* [Short task]: Copy each line of the records that holds the string "this".

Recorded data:
- - -
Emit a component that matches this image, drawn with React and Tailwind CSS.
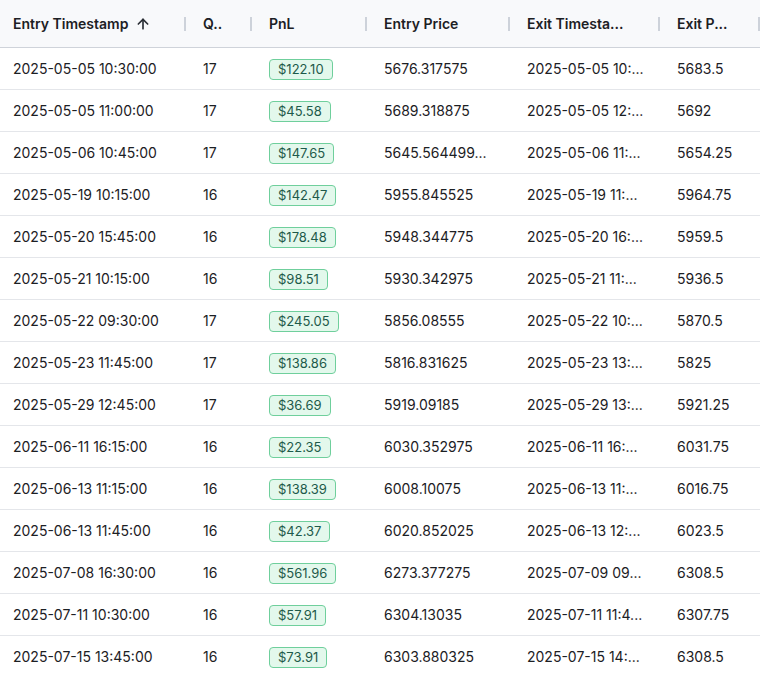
import React from 'react';
import { ArrowUp } from 'lucide-react';

const trades = [
  ['2025-05-05 10:30:00', 17, '$122.10', '5676.317575', '2025-05-05 10:...', '5683.5'],
  ['2025-05-05 11:00:00', 17, '$45.58', '5689.318875', '2025-05-05 12:...', '5692'],
  ['2025-05-06 10:45:00', 17, '$147.65', '5645.564499...', '2025-05-06 11:...', '5654.25'],
  ['2025-05-19 10:15:00', 16, '$142.47', '5955.845525', '2025-05-19 11:...', '5964.75'],
  ['2025-05-20 15:45:00', 16, '$178.48', '5948.344775', '2025-05-20 16:...', '5959.5'],
  ['2025-05-21 10:15:00', 16, '$98.51', '5930.342975', '2025-05-21 11:...', '5936.5'],
  ['2025-05-22 09:30:00', 17, '$245.05', '5856.08555', '2025-05-22 10:...', '5870.5'],
  ['2025-05-23 11:45:00', 17, '$138.86', '5816.831625', '2025-05-23 13:...', '5825'],
  ['2025-05-29 12:45:00', 17, '$36.69', '5919.09185', '2025-05-29 13:...', '5921.25'],
  ['2025-06-11 16:15:00', 16, '$22.35', '6030.352975', '2025-06-11 16:...', '6031.75'],
  ['2025-06-13 11:15:00', 16, '$138.39', '6008.10075', '2025-06-13 11:...', '6016.75'],
  ['2025-06-13 11:45:00', 16, '$42.37', '6020.852025', '2025-06-13 12:...', '6023.5'],
  ['2025-07-08 16:30:00', 16, '$561.96', '6273.377275', '2025-07-09 09...', '6308.5'],
  ['2025-07-11 10:30:00', 16, '$57.91', '6304.13035', '2025-07-11 11:4...', '6307.75'],
  ['2025-07-15 13:45:00', 16, '$73.91', '6303.880325', '2025-07-15 14:...', '6308.5'],
];

const columns = [
  { label: 'Entry Timestamp', width: 'w-[190px]', sorted: true },
  { label: 'Q..', width: 'w-[66px]' },
  { label: 'PnL', width: 'w-[115px]' },
  { label: 'Entry Price', width: 'w-[143px]' },
  { label: 'Exit Timesta...', width: 'w-[150px]' },
  { label: 'Exit P...', width: 'w-[100px]' },
];

function HeaderCell({ col }) {
  return (
    <div className={`${col.width} shrink-0 h-full flex items-center justify-between pl-[13px] pr-[4px]`}>
      <div className="flex items-center font-semibold text-[14px] text-[#1c2024] whitespace-nowrap">
        {col.label}
        {col.sorted && <ArrowUp className="ml-[7px] h-4 w-4 text-[#2b2f36]" strokeWidth={2.5} />}
      </div>
      <div className="w-[2px] h-[14px] bg-[#cdd2da]" />
    </div>
  );
}

export default function TradesTable() {
  return (
    <div className="w-[760px] h-[675px] overflow-hidden bg-white font-['Inter',sans-serif] text-[#1c2024]">
      <div className="w-[764px]">
        <div className="flex h-[48px] bg-[#f8f9fb] border-b border-[#cfd3da]">
          {columns.map((c) => <HeaderCell key={c.label} col={c} />)}
        </div>
        {trades.map((t, i) => (
          <div key={i} className="flex h-[42px] items-center border-b border-[#e4e6ea] text-[14px]">
            <div className="w-[190px] shrink-0 pl-[13px] whitespace-nowrap">{t[0]}</div>
            <div className="w-[66px] shrink-0 pl-[13px]">{t[1]}</div>
            <div className="w-[115px] shrink-0 pl-[13px]">
              <span className="inline-flex items-center h-[21px] px-2 rounded-[4px] border border-[#6fcf9c] bg-[#e3f8ec] text-[13px] text-[#1e5a4a] leading-none">
                {t[2]}
              </span>
            </div>
            <div className="w-[143px] shrink-0 pl-[13px] whitespace-nowrap">{t[3]}</div>
            <div className="w-[150px] shrink-0 pl-[13px] whitespace-nowrap">{t[4]}</div>
            <div className="w-[100px] shrink-0 pl-[13px] whitespace-nowrap">{t[5]}</div>
          </div>
        ))}
      </div>
    </div>
  );
}
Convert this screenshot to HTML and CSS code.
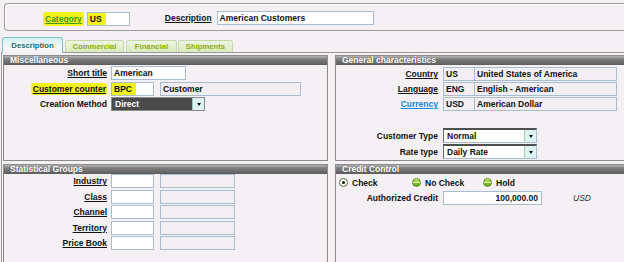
- - -
* [Task solution]:
Emit a component that matches this image, drawn with React and Tailwind CSS.
Convert this screenshot to HTML and CSS code.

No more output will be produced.